Speaking on initiatives taken by Yuvsatta in the city, Pramod Sharma, Founder of Yuvsatta, said that proactive citizens are the backbone of any good society. Air pollution is one of the biggest challenges we face, not just in Chandigarh, but world over. Yuvsatta has been working on a lot of initiatives with aware citizens and young people. Platforms like AQLI are a much needed help in that process. Today's workshop is just the beginning of a positive people movement towards ensuring clean air for Chandigarh and setting an example for the rest of India.

Michael Greenstone, the Milton Friedman Distinguished Service Professor in Economics and Director of EPIC added that around the world today, people are breathing air that represents a serious risk to their health. But the way this risk is communicated is very often opaque and confusing, translating air pollution concentrations into colors, like red, brown, orange, and green. What those colors mean for people's wellbeing has always been unclear. My colleagues and I developed the AQLI, where the 'L' stands for 'life,' to address these shortcomings. It takes particulate air pollution concentrations and converts them into perhaps the most important metric that exists—life expectancy." Data available on AQLI reveals that citizens in Chandigarh can live upto 5.9 years more an average if particulate concentrations in the state were at the level of 10 µg/m3 (10 mili-micrograms per meter cube) which is deemed safe by the WHO. Apart from Chandigarh's increase in life expectancy, if WHO guidelines were met in neighboring states of Punjab & Haryana which encircle the tiny city, citizens in those states could live upto 5.7 years & 7.5 years longer, respectively.
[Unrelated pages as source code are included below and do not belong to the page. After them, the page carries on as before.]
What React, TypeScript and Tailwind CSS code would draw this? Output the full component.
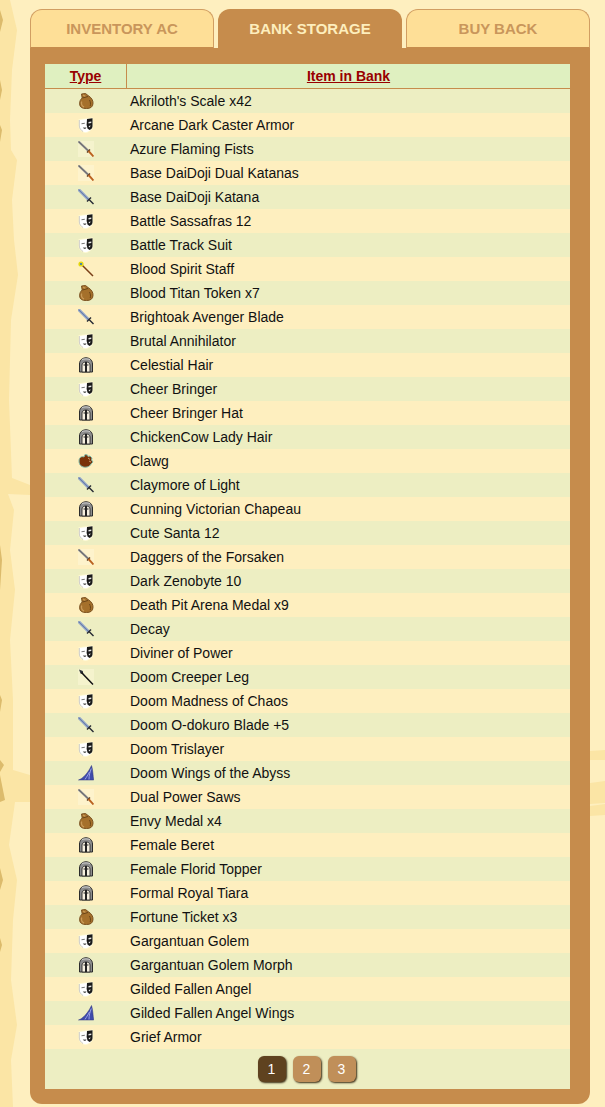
import React from "react";

type T = "bag" | "mask" | "dagger" | "sword" | "staff" | "helm" | "claw" | "spear" | "wings";

const rows: [T, string][] = [
  ["bag", "Akriloth's Scale x42"],
  ["mask", "Arcane Dark Caster Armor"],
  ["dagger", "Azure Flaming Fists"],
  ["dagger", "Base DaiDoji Dual Katanas"],
  ["sword", "Base DaiDoji Katana"],
  ["mask", "Battle Sassafras 12"],
  ["mask", "Battle Track Suit"],
  ["staff", "Blood Spirit Staff"],
  ["bag", "Blood Titan Token x7"],
  ["sword", "Brightoak Avenger Blade"],
  ["mask", "Brutal Annihilator"],
  ["helm", "Celestial Hair"],
  ["mask", "Cheer Bringer"],
  ["helm", "Cheer Bringer Hat"],
  ["helm", "ChickenCow Lady Hair"],
  ["claw", "Clawg"],
  ["sword", "Claymore of Light"],
  ["helm", "Cunning Victorian Chapeau"],
  ["mask", "Cute Santa 12"],
  ["dagger", "Daggers of the Forsaken"],
  ["mask", "Dark Zenobyte 10"],
  ["bag", "Death Pit Arena Medal x9"],
  ["sword", "Decay"],
  ["mask", "Diviner of Power"],
  ["spear", "Doom Creeper Leg"],
  ["mask", "Doom Madness of Chaos"],
  ["sword", "Doom O-dokuro Blade +5"],
  ["mask", "Doom Trislayer"],
  ["wings", "Doom Wings of the Abyss"],
  ["dagger", "Dual Power Saws"],
  ["bag", "Envy Medal x4"],
  ["helm", "Female Beret"],
  ["helm", "Female Florid Topper"],
  ["helm", "Formal Royal Tiara"],
  ["bag", "Fortune Ticket x3"],
  ["mask", "Gargantuan Golem"],
  ["helm", "Gargantuan Golem Morph"],
  ["mask", "Gilded Fallen Angel"],
  ["wings", "Gilded Fallen Angel Wings"],
  ["mask", "Grief Armor"],
];

function Icon({ t }: { t: T }) {
  const cls = "w-4 h-4 block";
  switch (t) {
    case "bag":
      return (
        <svg viewBox="0 0 16 16" className={cls}>
          <path d="M3.5 1 L7.5 0.5 L10 2.5 C13.5 4.5 15.3 7.5 15 10.5 C14.8 14 12.5 15.5 8.5 15.5 C4.5 15.5 1.8 14.5 1.7 11 C1.6 8 2.5 6.5 4.2 5 Z" fill="#a5702b" stroke="#7a5120" strokeWidth="1" />
          <path d="M3.6 8.5 C3 11 3.8 13 6 14 M5 2 L7.5 3.5" stroke="#c99a58" strokeWidth="1.4" fill="none" />
          <path d="M4.5 5 L10 3.5 M11.5 7 C12.5 9 12.8 11 12.2 13" stroke="#6b4517" strokeWidth="1" fill="none" />
        </svg>
      );
    case "mask":
      return (
        <svg viewBox="0 0 16 16" className={cls}>
          <path d="M0.8 2.5 L14.8 0.8 L14.8 9 C14.8 12.5 11 15 7.5 15.8 C4 15 0.8 12.5 0.8 9 Z" fill="#fff" stroke="#fff7c8" strokeWidth=".8" />
          <path d="M9 2 L14.5 1.2 L14.5 9 C14.5 11 13.5 12.2 11.5 13 L9.5 11.5 L8.6 8 Z" fill="#1b1b1b" />
          <path d="M3.5 6.2 L6.8 5.8 L6.8 6.8 L3.5 7.2 Z" fill="#777" />
          <path d="M4.8 10 C6 10.8 7.3 10.6 8.4 10 L7.8 11.8 L6 12 Z" fill="#555" />
          <path d="M1.3 3 L1.3 9 C1.3 11.5 3 13 5 14.5" stroke="#b5b5b5" strokeWidth=".7" fill="none" />
          <path d="M10.5 5 L13.3 4.6 L13.3 6 L10.5 6.4 Z M10.5 9 L12.8 8.6 L11.5 10.5 Z" fill="#e8e8e8" />
        </svg>
      );
    case "dagger":
      return (
        <svg viewBox="0 0 16 16" className={cls}>
          <rect width="16" height="16" fill="#fff8dc" opacity=".45" />
          <path d="M0.5 0.5 L10 9.5" stroke="#8f8f93" strokeWidth="2.2" />
          <path d="M0.5 0.5 L10 9.5" stroke="#3b3b3b" strokeWidth=".5" />
          <path d="M9 11.5 L12 8.5" stroke="#5b3a1c" strokeWidth="1.4" />
          <path d="M10.5 10 L15.5 15.5" stroke="#bb6220" strokeWidth="1.9" />
        </svg>
      );
    case "sword":
      return (
        <svg viewBox="0 0 16 16" className={cls}>
          <path d="M0.5 0.5 L10.5 10.5" stroke="#8fa3c8" strokeWidth="3" />
          <path d="M0.5 0.5 L10.5 10.5" stroke="#5c6f96" strokeWidth=".7" />
          <path d="M9 12.5 L13 8.5" stroke="#262a33" strokeWidth="1.4" />
          <path d="M11 10.5 L15.5 15" stroke="#262a33" strokeWidth="1.4" />
        </svg>
      );
    case "staff":
      return (
        <svg viewBox="0 0 16 16" className={cls}>
          <path d="M3 3 L15 15" stroke="#7a3f17" strokeWidth="1.5" />
          <circle cx="3" cy="3" r="2.6" fill="#e6d80f" />
          <circle cx="3" cy="3" r="1.1" fill="#2476c9" />
        </svg>
      );
    case "helm":
      return (
        <svg viewBox="0 0 16 16" className={cls}>
          <path d="M1.5 15 L1.5 7 C1.5 3 4.5 0.8 8 0.8 C11.5 0.8 14.5 3 14.5 7 L14.5 15 Z" fill="#8d8d8d" stroke="#2b2b2b" strokeWidth="1" />
          <path d="M4 15 L4 8 C4 6 6 5 8 5 C10 5 12 6 12 8 L12 15 Z" fill="#f7f1e0" stroke="#2b2b2b" strokeWidth=".9" />
          <path d="M8 5 L8 15" stroke="#222" strokeWidth="2" />
          <path d="M5.5 8 L10.5 8" stroke="#222" strokeWidth="1" />
          <path d="M4 2.6 C6 1.6 10 1.6 12 2.6" stroke="#d9d9d9" strokeWidth=".9" fill="none" />
        </svg>
      );
    case "claw":
      return (
        <svg viewBox="0 0 16 16" className={cls}>
          <path d="M1 8 C1 4 4 3 6 4 L7 1.5 L9.5 2 L10 3.5 L12 3 L14 5 L13.5 7 L15 9 L13 11 C12 14 7 15 4 13.5 C2 12.5 1 10.5 1 8 Z" fill="#7a3208" stroke="#7fb9a8" strokeWidth="1" />
          <path d="M10 5 L12 6.5 M11 8 L13 9" stroke="#c9a070" strokeWidth="1" />
        </svg>
      );
    case "spear":
      return (
        <svg viewBox="0 0 16 16" className={cls}>
          <rect width="16" height="16" fill="#fff8dc" opacity=".45" />
          <path d="M1 0.5 L4.8 2 L5.3 5.3 L2.5 4.5 Z" fill="#2c3038" />
          <path d="M3.5 3.5 L15 15.5" stroke="#111" strokeWidth="1.5" />
        </svg>
      );
    case "wings":
      return (
        <svg viewBox="0 0 16 16" className={cls}>
          <path d="M0.5 15 C5 13.5 10 8 13.5 0.5 C15 5 15 11 15.7 15 Z" fill="#3f4bab" stroke="#2d3480" strokeWidth=".5" />
          <path d="M11 14.5 C11 10 12 7 13.3 3.5 M7 14.5 C8.5 12 10 10 11.5 7" stroke="#9ba3e6" strokeWidth="1" fill="none" />
        </svg>
      );
  }
}

function Tab({ label, active }: { label: string; active?: boolean }) {
  return active ? (
    <div className="w-[184px] h-[39px] pt-px rounded-t-[12px] bg-[#c68c4c] text-[#fdeebd] font-bold text-[15px] flex items-center justify-center">
      {label}
    </div>
  ) : (
    <div className="w-[184px] h-[39px] pt-px rounded-t-[12px] bg-[#fedf97] border border-[#d19e62] border-b-[#c68c4c] text-[#c9965b] font-bold text-[15px] flex items-center justify-center">
      {label}
    </div>
  );
}

function PageBtn({ n, active }: { n: number; active?: boolean }) {
  return (
    <div
      className={`w-[28px] h-[26px] rounded-[6px] flex items-center justify-center text-white text-sm shadow-[1px_1px_2px_#3a2a12] ${
        active ? "bg-[#5f421f]" : "bg-[#c08f59]"
      }`}
    >
      {n}
    </div>
  );
}

export default function App() {
  return (
    <div className="relative h-[1107px] overflow-hidden bg-[#feefbf] font-['Liberation_Sans',Arial,sans-serif]">
      <svg className="absolute left-0 top-0 w-full h-full" viewBox="0 0 605 1107" preserveAspectRatio="none">
        <path d="M0 0 L10 0 L17 30 L12 70 L10 120 L11 150 L17 160 L12 200 L14 240 L18 275 L11 320 L9 400 L12 478 L30 485 L30 495 L8 494 L14 510 L10 550 L15 590 L10 640 L13 700 L13 770 L30 775 L30 802 L15 802 L9 845 L17 880 L13 920 L11 980 L17 1025 L11 1060 L13 1107 L0 1107 Z" fill="#fbe5a5" />
        <path d="M0 10 L3 20 L0 32 Z M0 80 L2 90 L0 100 Z M0 125 L2 130 L0 142 Z M0 545 L2 560 L0 590 Z M0 695 L2 700 L0 712 Z M0 760 L4 765 L0 772 Z M0 775 L5 800 L0 802 Z M0 868 L3 880 L0 890 Z M0 938 L2 945 L0 952 Z" fill="#dcbb6c" />
        <path d="M590 751 L605 750 L605 760 L590 760 Z M590 783 L605 781 L605 803 L590 804 Z M590 806 L605 804 L605 815 L590 816 Z" fill="#fbe5a5" />
      </svg>

      <div className="relative ml-[30px] w-[560px] pt-[9px]">
        <div className="flex gap-1 items-end">
          <Tab label="INVENTORY AC" />
          <Tab label="BANK STORAGE" active />
          <Tab label="BUY BACK" />
        </div>

        <div className="bg-[#c68c4c] rounded-b-[12px] pl-[15px] pr-[20px] pt-4 pb-[15px]">
          <div className="flex h-[25px] bg-[#dff0c0] border-b border-[#c68c4c] text-sm font-bold text-[#990000] underline">
            <div className="w-[82px] border-r border-[#c68c4c] flex items-center justify-center">Type</div>
            <div className="flex-1 flex items-center justify-center">Item in Bank</div>
          </div>

          {rows.map(([t, name], i) => (
            <div
              key={i}
              className={`flex h-6 items-center text-sm text-[#111] ${i % 2 === 0 ? "bg-[#edeec2]" : "bg-[#feefbf]"}`}
            >
              <div className="w-[82px] flex justify-center">
                <Icon t={t} />
              </div>
              <div className="pl-[3px]">{name}</div>
            </div>
          ))}

          <div className="h-10 bg-[#edeec2] flex items-start justify-center gap-[7px] pt-[7px] pr-[2px]">
            <PageBtn n={1} active />
            <PageBtn n={2} />
            <PageBtn n={3} />
          </div>
        </div>
      </div>
    </div>
  );
}
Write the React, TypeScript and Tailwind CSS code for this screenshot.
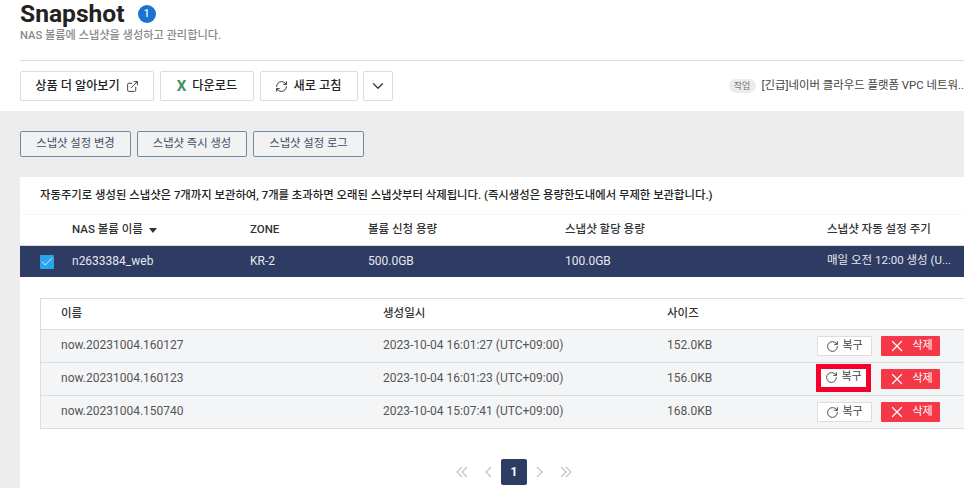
import { ExternalLink, RefreshCw, ChevronDown, RotateCw, X, Check } from "lucide-react";

const font = { fontFamily: '"Roboto", "Noto Sans CJK KR", sans-serif' };

const rows = [
  ["now.20231004.160127", "2023-10-04 16:01:27 (UTC+09:00)", "152.0KB"],
  ["now.20231004.160123", "2023-10-04 16:01:23 (UTC+09:00)", "156.0KB"],
  ["now.20231004.150740", "2023-10-04 15:07:41 (UTC+09:00)", "168.0KB"],
];

function TopButton({ className, children }: { className: string; children: React.ReactNode }) {
  return (
    <button className={`h-[30px] shrink-0 flex items-center justify-center gap-[6px] bg-white border border-[#dcdcdc] rounded-[2px] text-[12.2px] font-medium text-[#222] ${className}`}>
      {children}
    </button>
  );
}

function GrayButton({ className, children }: { className: string; children: React.ReactNode }) {
  return (
    <button className={`h-[26px] shrink-0 flex items-center justify-center bg-[#f2f2f3] border border-[#6f8aa5] rounded-[2px] text-[11.3px] text-[#3c4f69] ${className}`}>
      {children}
    </button>
  );
}

function Pager({ d, w }: { d: string; w: number }) {
  return (
    <svg width={w} height="12" viewBox={`0 0 ${w} 12`} fill="none" stroke="#c6c6c6" strokeWidth="1.4" className="shrink-0">
      <path d={d} />
    </svg>
  );
}

export default function App() {
  return (
    <div style={font} className="w-[964px] h-[488px] overflow-hidden bg-white flex flex-col">
      <header className="h-[111px] shrink-0 bg-white px-5 flex flex-col">
        <div className="flex items-center h-[27px] gap-[13px]">
          <h1 className="text-[24.6px] leading-[27px] font-bold text-[#222] -mt-[1px]">Snapshot</h1>
          <span className="w-[18px] h-[18px] rounded-full bg-[#1a73d0] text-white text-[10px] font-medium flex items-center justify-center">1</span>
        </div>
        <p className="text-[11.2px] leading-[16px] mt-[1px] text-[#8a8a8a] font-medium">NAS 볼륨에 스냅샷을 생성하고 관리합니다.</p>
        <div className="h-px bg-[#dddddd] mt-[16px] mr-[-20px] shrink-0" />
        <div className="flex items-center mt-[10px]">
          <TopButton className="w-[134px]">
            상품 더 알아보기
            <ExternalLink size={13} strokeWidth={1.7} className="text-[#333]" />
          </TopButton>
          <TopButton className="w-[94px] ml-[6px]">
            <span className="text-[#3f8f5f] text-[15px] font-bold leading-none">X</span>
            다운로드
          </TopButton>
          <TopButton className="w-[98px] ml-[6px] gap-[5px] pr-[2px]">
            <RefreshCw size={13} strokeWidth={1.8} className="text-[#333]" />
            새로 고침
          </TopButton>
          <TopButton className="w-[30px] ml-[5px]">
            <ChevronDown size={18} strokeWidth={1.6} className="text-[#333]" />
          </TopButton>
          <div className="ml-auto flex items-center mr-[-20px] min-w-0">
            <span className="h-[14px] w-[27px] rounded-full bg-[#ececec] text-[#777] text-[9px] leading-[14px] text-center mr-[6px] shrink-0">작업</span>
            <span className="text-[11.4px] text-[#444] whitespace-nowrap">[긴급]네이버 클라우드 플랫폼 VPC 네트워..</span>
          </div>
        </div>
      </header>

      <main className="flex-1 min-h-0 bg-[#ededed] pl-5 pt-5 flex flex-col">
        <div className="flex gap-[6px] h-[26px] shrink-0">
          <GrayButton className="w-[111px]">스냅샷 설정 변경</GrayButton>
          <GrayButton className="w-[110px]">스냅샷 즉시 생성</GrayButton>
          <GrayButton className="w-[111px]">스냅샷 설정 로그</GrayButton>
        </div>

        <section className="mt-[20px] flex-1 bg-white flex flex-col min-h-0">
          <p className="h-[38px] shrink-0 pl-5 pt-[9px] text-[11.36px] leading-[18px] font-medium text-[#222] whitespace-nowrap border-b border-[#f6f6f6]">
            자동주기로 생성된 스냅샷은 7개까지 보관하여, 7개를 초과하면 오래된 스냅샷부터 삭제됩니다. (즉시생성은 용량한도내에서 무제한 보관합니다.)
          </p>
          <div className="h-[31px] shrink-0 flex items-center text-[11.5px] font-medium text-[#333] border-b border-[#dddddd]">
            <div className="w-[230px] pl-[52px] flex items-center gap-[6px]">
              NAS 볼륨 이름
              <span className="w-0 h-0 border-x-[4px] border-x-transparent border-t-[5px] border-t-[#333]" />
            </div>
            <div className="w-[118px]">ZONE</div>
            <div className="w-[197px]">볼륨 신청 용량</div>
            <div className="w-[262px]">스냅샷 할당 용량</div>
            <div className="whitespace-nowrap">스냅샷 자동 설정 주기</div>
          </div>
          <div className="h-[31px] shrink-0 flex items-center bg-[#2e3b63] text-[12px] text-[#e6e8ee]">
            <div className="w-[230px] pl-5 flex items-center gap-[18px]">
              <span className="w-[14px] h-[14px] rounded-[1px] bg-[#2ba4ee] flex items-center justify-center">
                <Check size={14} strokeWidth={1.4} className="text-white" />
              </span>
              <span className="pb-[2px]">n2633384_web</span>
            </div>
            <div className="w-[118px] pb-[2px]">KR-2</div>
            <div className="w-[197px] pb-[2px]">500.0GB</div>
            <div className="w-[262px] pb-[2px]">100.0GB</div>
            <div className="whitespace-nowrap text-[11.5px] pb-[2px]">매일 오전 12:00 생성 (U...</div>
          </div>

          <div className="ml-5 mt-[21px] shrink-0 border border-[#dddddd] border-r-0">
            <div className="h-[31px] flex items-center text-[11.5px] font-medium text-[#333] border-b border-[#dddddd] bg-white">
              <div className="w-[342px] pl-[20px]">이름</div>
              <div className="w-[284px]">생성일시</div>
              <div>사이즈</div>
            </div>
            {rows.map((r, i) => (
              <div key={r[0]} className="h-[33px] flex items-center text-[12px] text-[#555] bg-[#f4f5f7] border-b border-[#dddddd] last:border-b-0 last:h-[32px]">
                <div className="w-[342px] pl-[20px] pb-[2px]">{r[0]}</div>
                <div className="w-[284px] pb-[2px]">{r[1]}</div>
                <div className="w-[149px] pb-[2px]">{r[2]}</div>
                {i === 1 ? (
                  <button className="w-[55px] h-[28px] -mt-[3px] border-[5px] border-[#f5002d] bg-white flex items-center justify-center gap-[3px] text-[11px] text-[#444]">
                    <RotateCw size={13} strokeWidth={1.6} className="text-[#333]" />
                    복구
                  </button>
                ) : (
                  <button className="ml-px w-[55px] h-[20px] border border-[#dddddd] bg-white rounded-[1px] flex items-center justify-center gap-[3px] text-[11px] text-[#444]">
                    <RotateCw size={13} strokeWidth={1.6} className="text-[#333]" />
                    복구
                  </button>
                )}
                <button className={`w-[59px] h-[20px] bg-[#f53848] rounded-[1px] flex items-center justify-center gap-[6px] text-[11px] text-white ${i === 1 ? "ml-[10px]" : "ml-[9px]"}`}>
                  <X size={18} strokeWidth={1.6} />
                  삭제
                </button>
              </div>
            ))}
          </div>

          <div className="mt-[30px] h-[26px] shrink-0 flex items-center justify-center pl-[44px]">
            <Pager w={12} d="M6 1 1 6l5 5M11 1 6 6l5 5" />
            <span className="w-[16px]" />
            <Pager w={8} d="M7 1 2 6l5 5" />
            <span className="w-[9px]" />
            <span className="w-[26px] h-[26px] rounded-[2px] bg-[#2e3b63] text-white text-[12px] font-bold flex items-center justify-center">1</span>
            <span className="w-[9px]" />
            <Pager w={8} d="M1 1l5 5-5 5" />
            <span className="w-[16px]" />
            <Pager w={12} d="M1 1l5 5-5 5M6 1l5 5-5 5" />
          </div>
        </section>
      </main>
    </div>
  );
}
Talking about how civil society & the media can play an active role in helping highlight air pollution, senior journalist Dinesh Goyal said that for a tiny city that we have, he don't find journalists in Chandigarh giving appropriate space for stories related to critical issues like air pollution. We all know that the city has grown a lot in the last few years and it's only going to grow further. Environment issues are going to be at the forefront & I feel that the city media should act as active goalkeepers to ensure that issues like air pollution don't slip past our memory & keep finding the space in our newspapers and channels that it rightly deserves. We have platforms like AQLI that are giving us critical information. We need to be more proactive collectively as media.